TASK GOAL:
Determine which lines contain the word "React", then copy those lines.

** start **

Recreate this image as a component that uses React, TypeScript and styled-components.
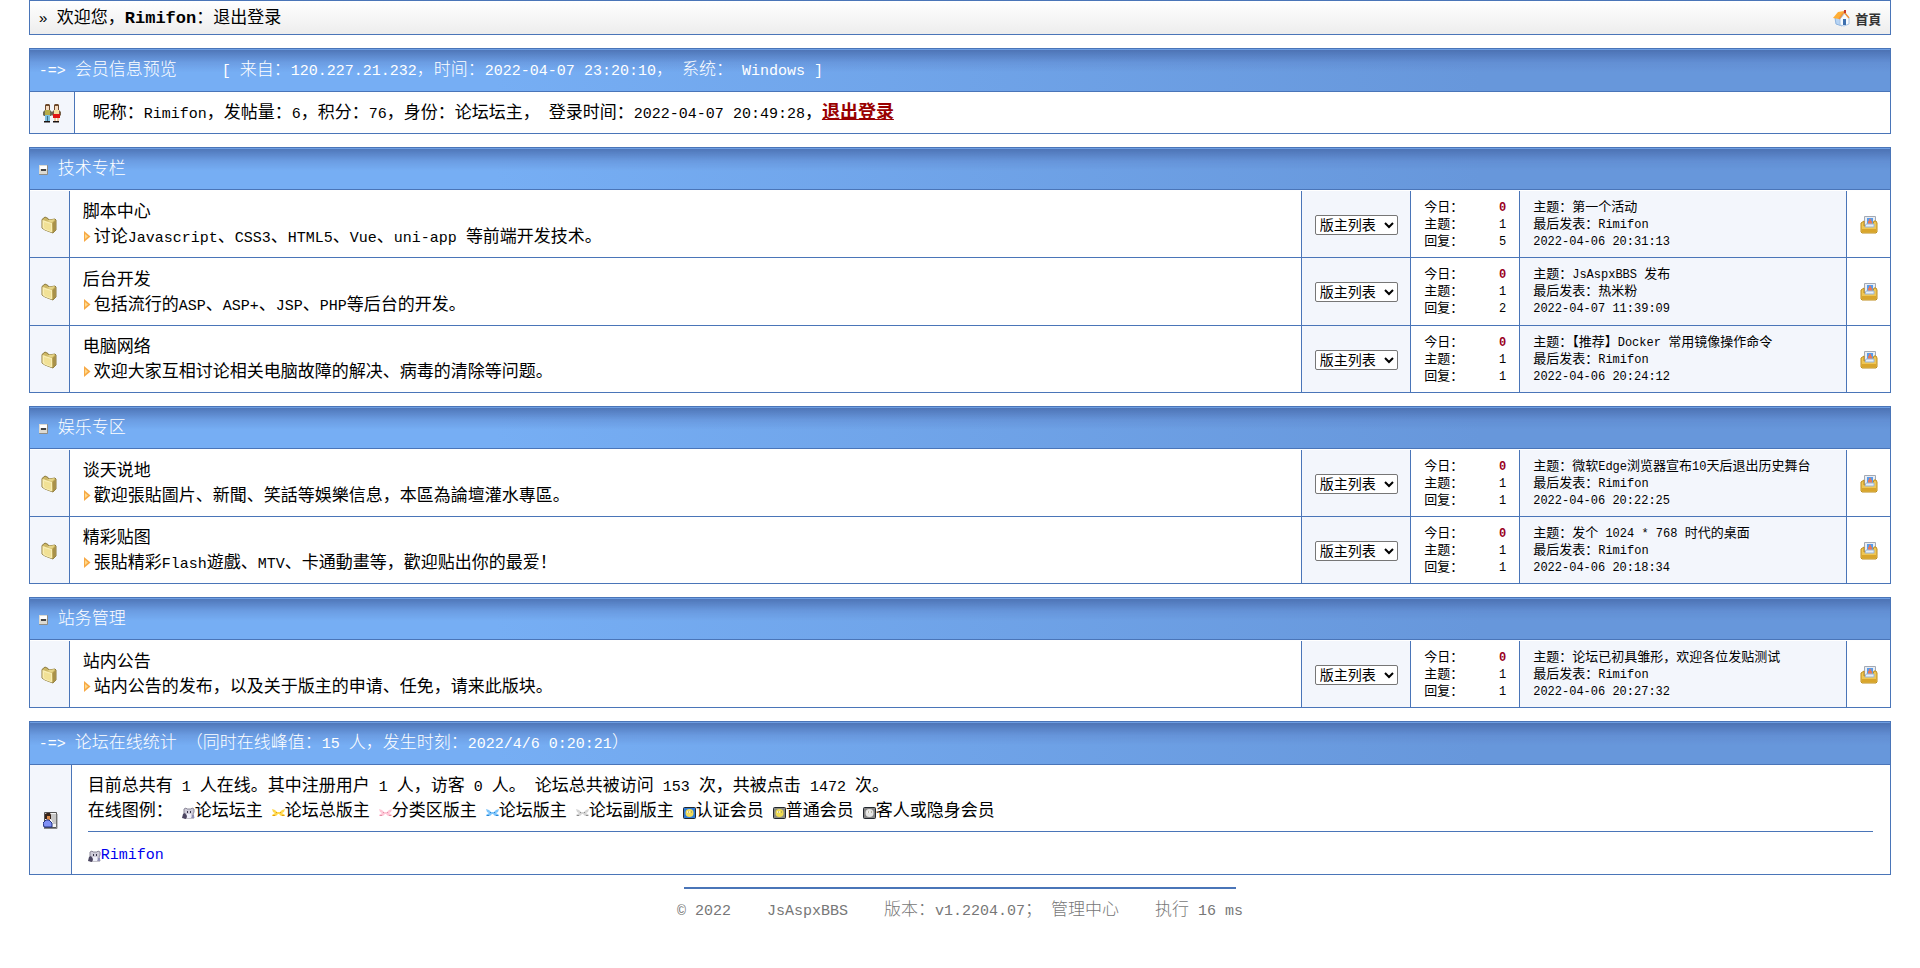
import React, { Fragment } from "react";
import styled, { createGlobalStyle } from "styled-components";

const LINE = "#4a75b8";
const CJK = '"Noto Sans CJK SC"';

const GlobalStyle = createGlobalStyle`
  body {
    margin: 0;
    background: #fff;
    color: #000;
    font: 400 17px/25px ${CJK}, sans-serif;
  }
  a { color: inherit; text-decoration: none; }
  * { box-sizing: border-box; }
`;

const Page = styled.div`
  width: 97%;
  margin: 0 auto;
`;

const Half = styled.span<{ $size: number }>`
  font-family: "Liberation Mono", monospace;
  font-size: ${(p) => p.$size}px;
  line-height: 1;
  white-space: pre;
`;

/* Sets half-width runs in the monospaced face, leaving full-width text as is. */
function Txt({ children, size = 15 }: { children: string; size?: number }) {
  const runs = children.split(/([\x20-\x7e\u00a0\u00a9\u00bb]+)/);
  return (
    <>
      {runs.map((run, i) =>
        i % 2 ? <Half key={i} $size={size}>{run}</Half> : <Fragment key={i}>{run}</Fragment>
      )}
    </>
  );
}

const TopBar = styled.header`
  display: flex;
  justify-content: space-between;
  align-items: center;
  height: 35px;
  padding: 0 9px 4px;
  border: 1px solid ${LINE};
  background: linear-gradient(#fff, #ededed);
`;

const HomeLink = styled.a`
  display: flex;
  align-items: center;
  gap: 5px;
  padding-top: 5px;
  font: 700 13px/17px "Noto Sans CJK TC", sans-serif;
  color: #333;
`;

const Panel = styled.section`
  margin-top: 13px;
  border: 1px solid ${LINE};
`;

const PanelHead = styled.h2<{ $compact?: boolean }>`
  display: flex;
  align-items: center;
  gap: 10px;
  height: ${(p) => (p.$compact ? 42 : 43)}px;
  margin: 0;
  padding: 0 9px 6px;
  border-bottom: 1px solid ${LINE};
  border-top: 1px solid #6f9fe3;
  color: #fff;
  font-size: 17px;
  font-weight: 300;
  background:
    linear-gradient(rgba(70, 105, 170, 0.8), rgba(90, 130, 200, 0.4) 30%, rgba(100, 150, 220, 0) 55%),
    linear-gradient(90deg, #76aef4 25%, #6797db 78%);
`;

const Toggle = styled.button`
  display: flex;
  margin-top: 7px;
  padding: 0;
  border: 0;
  background: none;
`;

const Row = styled.div`
  display: flex;
`;

const IconCell = styled.div<{ $w: number }>`
  display: flex;
  align-items: center;
  justify-content: center;
  flex: none;
  width: ${(p) => p.$w}px;
  padding-top: 2px;
  border-right: 1px solid ${LINE};
  background: #f3f6fc;
`;

const Member = styled.div`
  padding: 6px 18px 10px;
`;

const Logout = styled.a`
  color: #990000;
  font-size: 18px;
  line-height: 1;
  font-weight: 700;
  text-decoration: underline;
`;

const Online = styled.div`
  flex: 1;
  padding: 6px 17px 10px 16px;
`;

const OnlineLine = styled.div`
  display: flex;
  align-items: center;
`;

const Badge = styled.span`
  display: flex;
  align-items: center;
  margin-right: 9px;
  svg { margin-top: 8px; }
`;

const Rule = styled.hr`
  margin: 10px 0 7px;
  border: 0;
  border-top: 1px solid ${LINE};
`;

const UserLink = styled.a`
  color: #0000ee;
`;

const Boards = styled.table`
  width: 100%;
  padding-top: 1px;
  table-layout: fixed;
  border-collapse: separate;
  border-spacing: 0;
`;

const Cell = styled.td<{ $tint?: boolean; $center?: boolean }>`
  height: 68px;
  padding: 0 ${(p) => (p.$center ? 0 : 13)}px 4px;
  text-align: ${(p) => (p.$center ? "center" : "left")};
  vertical-align: middle;
  background: ${(p) => (p.$tint ? "#f3f6fc" : "#fff")};
  border-right: 1px solid ${LINE};
  border-bottom: 1px solid ${LINE};
  &:last-child { border-right: 0; }
  tr:first-child > & { height: 67px; }
  tr:last-child > & { height: 66px; border-bottom: 0; }
  svg { display: inline-block; vertical-align: middle; }
`;

const Desc = styled.div`
  display: flex;
  align-items: center;
  gap: 3px;
  svg { margin-top: 4px; }
`;

const Small = styled.div`
  font-size: 13px;
  line-height: 17px;
  white-space: nowrap;
`;

const Stat = styled(Small)`
  display: flex;
  justify-content: space-between;
  align-items: baseline;
`;

const Today = styled.b`
  color: #990022;
`;

const Moderators = styled.select`
  width: 83px;
  height: 20px;
  padding: 0;
  border: 1px solid #767676;
  border-radius: 2px;
  background: #fff;
  color: #000;
  font: 14px/16px "Liberation Sans", ${CJK}, sans-serif;
`;

const Footer = styled.footer`
  margin-top: 12px;
  color: #777;
  font-weight: 300;
  text-align: center;
  white-space: nowrap;
`;

const FooterRule = styled.hr`
  width: 552px;
  margin: 0 auto 6px;
  border: 0;
  border-top: 2px solid ${LINE};
`;

const FolderIcon = () => (
  <svg width="16" height="18" viewBox="0 0 16 18" aria-hidden="true">
    <path d="M1 3.500L4 1l3 1.500L8 4l6-1 1 1v10l-3 3-8-3-3-2z" fill="#cdb765" stroke="#8c7a3e" />
    <path d="M1.500 4l2 .5 1 .5 6.500 2v9.500l-7-2.500-2.500-2z" fill="#f9eeb4" />
    <path d="M3 6l7 2v7l-6-2-1-2z" fill="#f1e196" />
    <path d="M11.500 7L15 4v10l-3 3z" fill="#a8914a" />
    <path d="M8 4l6-1-3 3.500-5-1.500z" fill="#e6d588" />
  </svg>
);

const OpenIcon = () => (
  <svg width="18" height="18" viewBox="0 0 18 18" aria-hidden="true">
    <path d="M4.500 .5h11v11h-11z" fill="#e9edf3" stroke="#a3a9b3" />
    <path d="M7 2h6v6H7z" fill="#5a9be8" />
    <path d="M9 3h2v2H9zM8 5h4v3H8z" fill="#e07a60" />
    <path d="M1 7l3-2v5h9V8l1-3h2l1 2v9l-1 1H2l-1-1z" fill="#efc654" stroke="#bd8c1c" />
    <path d="M6 8h8v3H5z" fill="#e6f0fb" stroke="#9db6d4" />
    <path d="M2 13h14v3H2z" fill="#d9a52c" />
  </svg>
);

const ArrowIcon = () => (
  <svg width="8" height="11" viewBox="0 0 8 11" aria-hidden="true">
    <path d="M1 0l6.500 5.500L1 11z" fill="#f7a945" />
    <path d="M2 3l3 2.500L2 8z" fill="#ffd98a" />
  </svg>
);

const MinusIcon = () => (
  <svg width="9" height="10" viewBox="0 0 9 10" aria-hidden="true">
    <rect width="9" height="10" rx="1" fill="#8f8c84" />
    <path d="M0 0h8v9H0z" fill="#dcdad2" />
    <path d="M1 1h7v3H1z" fill="#fff" />
    <path d="M2 4h5v2H2z" fill="#444" />
  </svg>
);

const PeopleIcon = () => (
  <svg width="18" height="19" viewBox="0 0 18 19" aria-hidden="true">
    <path d="M2 1l1-1h3l1 1v5H2zM11 1l1-1h3l1 1v5h-5z" fill="#6e4a2c" />
    <path d="M3 2h3v4H3zM12 2h3v4h-3z" fill="#f6dcc0" />
    <path d="M0 8l2-2h5l2 2v3l-1 1H1l-1-1z" fill="#6b6a52" />
    <path d="M2 6h5v5H2z" fill="#b5ad48" />
    <path d="M9 8l2-2h5l2 2v3l-1 1h-7l-1-1z" fill="#77604a" />
    <path d="M11 6h5v5h-5z" fill="#f5dfa0" />
    <path d="M2 11h5v6H2z" fill="#7cc0e0" />
    <path d="M4 12h1v5H4z" fill="#3d6f8a" />
    <path d="M10 10h7v4h-7z" fill="#e01414" />
    <path d="M11 14h2v3h-2zM14 14h2v3h-2z" fill="#efc9a3" />
    <path d="M1 17h6v1.500H1zM10 17h6v1.500h-6z" fill="#1a1210" />
  </svg>
);

const HomeIcon = () => (
  <svg width="17" height="17" viewBox="0 0 17 17" aria-hidden="true">
    <path d="M2 8l7-4v12l-6-2z" fill="#b7d4f4" stroke="#8db4df" />
    <path d="M7 9l5-6 4 5v6l-5 2-4-1z" fill="#f7fbff" stroke="#a8c3e4" />
    <path d="M0 8l5-6 6-1-5 8z" fill="#ffae35" />
    <path d="M6 9l5-7 5 6" fill="none" stroke="#f0933a" strokeWidth="1.500" />
    <path d="M11 0h2v3h-2z" fill="#c8392b" />
    <path d="M10 9h3v6h-3z" fill="#3d6fae" />
  </svg>
);

const CardIcon = () => (
  <svg width="15" height="17" viewBox="0 0 15 17" aria-hidden="true">
    <path d="M1.500 .5h12v15h-12z" fill="#f4f4f4" stroke="#555" />
    <path d="M7 3h6M8 5h5M8 7h5M9 9h4M10 11h3" stroke="#9a9a9a" />
    <path d="M2 2l2-1h3l1 2v4H2z" fill="#36231a" />
    <path d="M4 4h3v4H4z" fill="#d98a4a" />
    <path d="M0 11l3-3h3l3 3v4H1z" fill="#7f90f5" stroke="#20307f" />
    <path d="M1 16.500h13V2" fill="none" stroke="#888" />
  </svg>
);

const BearIcon = () => (
  <svg width="13" height="12" viewBox="0 0 13 12" aria-hidden="true">
    <path d="M2 2l2-1 1 1h4l1-1 2 1v3l-1 2 1 4H2V7z" fill="#cfccd9" stroke="#8b8898" />
    <path d="M0 11l1-4 2-1 2 3-1 3z" fill="#4c4661" />
    <path d="M5 7h4v4H5z" fill="#f0f0fa" />
    <path d="M5 4h1v2H5zM8 4h1v2H8z" fill="#38344a" />
    <path d="M10 8h2v3h-2z" fill="#8f8fb8" />
  </svg>
);

const CrossIcon = ({ fill, dark }: { fill: string; dark: string }) => (
  <svg width="13" height="7" viewBox="0 0 13 7" aria-hidden="true">
    <path d="M0 0l3 1 2 2h3l2-2 3-1-1 3-2 1 3 2v1H9L7 5H6L4 7H0V6l3-2-2-1z" fill={fill} />
    <path d="M1 6.500h2M10 6.500h2M4 3.500h1M8 3.500h1" stroke={dark} />
  </svg>
);

const CoinIcon = ({ back, coin }: { back: string; coin: string }) => (
  <svg width="13" height="12" viewBox="0 0 13 12" aria-hidden="true">
    <rect x="0.500" y="0.500" width="12" height="11" rx="1" fill={back} stroke="#22272f" />
    <circle cx="6.500" cy="6" r="4" fill={coin} />
    <path d="M4 4h3v2H4z" fill="#fff" opacity="0.6" />
    <path d="M5 5h1M8 5h1" stroke="#8a8660" />
  </svg>
);

type Board = {
  name: string; desc: string; topics: string; replies: string;
  last: string; by: string; time: string;
};

const sections: { title: string; boards: Board[] }[] = [
  {
    title: "技术专栏",
    boards: [
      { name: "脚本中心", desc: "讨论Javascript、CSS3、HTML5、Vue、uni-app 等前端开发技术。", topics: "1", replies: "5", last: "第一个活动", by: "Rimifon", time: "2022-04-06 20:31:13" },
      { name: "后台开发", desc: "包括流行的ASP、ASP+、JSP、PHP等后台的开发。", topics: "1", replies: "2", last: "JsAspxBBS 发布", by: "热米粉", time: "2022-04-07 11:39:09" },
      { name: "电脑网络", desc: "欢迎大家互相讨论相关电脑故障的解决、病毒的清除等问题。", topics: "1", replies: "1", last: "【推荐】Docker 常用镜像操作命令", by: "Rimifon", time: "2022-04-06 20:24:12" },
    ],
  },
  {
    title: "娱乐专区",
    boards: [
      { name: "谈天说地", desc: "歡迎張貼圖片、新聞、笑話等娛樂信息，本區為論壇灌水專區。", topics: "1", replies: "1", last: "微软Edge浏览器宣布10天后退出历史舞台", by: "Rimifon", time: "2022-04-06 20:22:25" },
      { name: "精彩贴图", desc: "張貼精彩Flash遊戲、MTV、卡通動畫等，歡迎贴出你的最爱！", topics: "1", replies: "1", last: "发个 1024 * 768 时代的桌面", by: "Rimifon", time: "2022-04-06 20:18:34" },
    ],
  },
  {
    title: "站务管理",
    boards: [
      { name: "站内公告", desc: "站内公告的发布，以及关于版主的申请、任免，请来此版块。", topics: "1", replies: "1", last: "论坛已初具雏形，欢迎各位发贴测试", by: "Rimifon", time: "2022-04-06 20:27:32" },
    ],
  },
];

const legend = [
  { label: "论坛坛主", icon: <BearIcon /> },
  { label: "论坛总版主", icon: <CrossIcon fill="#ffd84a" dark="#e09a1c" /> },
  { label: "分类区版主", icon: <CrossIcon fill="#ffc6d6" dark="#e090a8" /> },
  { label: "论坛版主", icon: <CrossIcon fill="#7cc4fb" dark="#2f86d0" /> },
  { label: "论坛副版主", icon: <CrossIcon fill="#d4d4d4" dark="#8c8c8c" /> },
  { label: "认证会员", icon: <CoinIcon back="#2f7cd6" coin="#f3dc5a" /> },
  { label: "普通会员", icon: <CoinIcon back="#8c8c80" coin="#f0dc50" /> },
  { label: "客人或隐身会员", icon: <CoinIcon back="#858585" coin="#e6e6e6" /> },
];

function BoardRow({ board }: { board: Board }) {
  return (
    <tr>
      <Cell $tint $center><FolderIcon /></Cell>
      <Cell>
        <a href="#board">{board.name}</a>
        <Desc><ArrowIcon /><span><Txt>{board.desc}</Txt></span></Desc>
      </Cell>
      <Cell $tint $center>
        <Moderators aria-label={`${board.name} 版主列表`}>
          <option>版主列表</option>
        </Moderators>
      </Cell>
      <Cell>
        <Stat><span>今日：</span><Today><Txt size={12}>0</Txt></Today></Stat>
        <Stat><span>主题：</span><Txt size={12}>{board.topics}</Txt></Stat>
        <Stat><span>回复：</span><Txt size={12}>{board.replies}</Txt></Stat>
      </Cell>
      <Cell $tint>
        <Small>主题：<a href="#topic"><Txt size={12}>{board.last}</Txt></a></Small>
        <Small>最后发表：<Txt size={12}>{board.by}</Txt></Small>
        <Small><Txt size={12}>{board.time}</Txt></Small>
      </Cell>
      <Cell $center><OpenIcon /></Cell>
    </tr>
  );
}

export default function App() {
  return (
    <Page>
      <GlobalStyle />
      <TopBar>
        <div>
          <Txt>» </Txt>欢迎您，<b><Txt size={17}>Rimifon</Txt></b>：<a href="#logout">退出登录</a>
        </div>
        <HomeLink href="#home"><HomeIcon />首頁</HomeLink>
      </TopBar>

      <Panel>
        <PanelHead>
          <span><Txt>{"-=> 会员信息预览     [ 来自：120.227.21.232，时间：2022-04-07 23:20:10， 系统： Windows ]"}</Txt></span>
        </PanelHead>
        <Row>
          <IconCell $w={45}><PeopleIcon /></IconCell>
          <Member>
            <Txt>昵称：Rimifon，发帖量：6，积分：76，身份：论坛坛主， 登录时间：2022-04-07 20:49:28，</Txt>
            <Logout href="#logout">退出登录</Logout>
          </Member>
        </Row>
      </Panel>

      {sections.map((section) => (
        <Panel key={section.title}>
          <PanelHead $compact>
            <Toggle type="button" aria-label={`收起${section.title}`}><MinusIcon /></Toggle>
            <span>{section.title}</span>
          </PanelHead>
          <Boards>
            <colgroup>
              <col style={{ width: 40 }} />
              <col />
              <col style={{ width: 109 }} />
              <col style={{ width: 109 }} />
              <col style={{ width: 327 }} />
              <col style={{ width: 43 }} />
            </colgroup>
            <tbody>
              {section.boards.map((board) => <BoardRow key={board.name} board={board} />)}
            </tbody>
          </Boards>
        </Panel>
      ))}

      <Panel>
        <PanelHead>
          <span><Txt>{"-=> 论坛在线统计 （同时在线峰值：15 人，发生时刻：2022/4/6 0:20:21）"}</Txt></span>
        </PanelHead>
        <Row>
          <IconCell $w={42}><CardIcon /></IconCell>
          <Online>
            <div><Txt>目前总共有 1 人在线。其中注册用户 1 人，访客 0 人。 论坛总共被访问 153 次，共被点击 1472 次。</Txt></div>
            <OnlineLine>
              <span><Txt>在线图例： </Txt></span>
              {legend.map((item) => (
                <Badge key={item.label}>{item.icon}{item.label}</Badge>
              ))}
            </OnlineLine>
            <Rule />
            <OnlineLine>
              <Badge><BearIcon /><UserLink href="#user"><Txt>Rimifon</Txt></UserLink></Badge>
            </OnlineLine>
          </Online>
        </Row>
      </Panel>

      <Footer>
        <FooterRule />
        <Txt>{"© 2022    JsAspxBBS    版本：v1.2204.07； "}</Txt>
        <a href="#admin">管理中心</a>
        <Txt>{"    执行 16 ms"}</Txt>
      </Footer>
    </Page>
  );
}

** end **

THE ANSWER:
Recreate this image as a component that uses React, TypeScript and styled-components.
import React, { Fragment } from "react";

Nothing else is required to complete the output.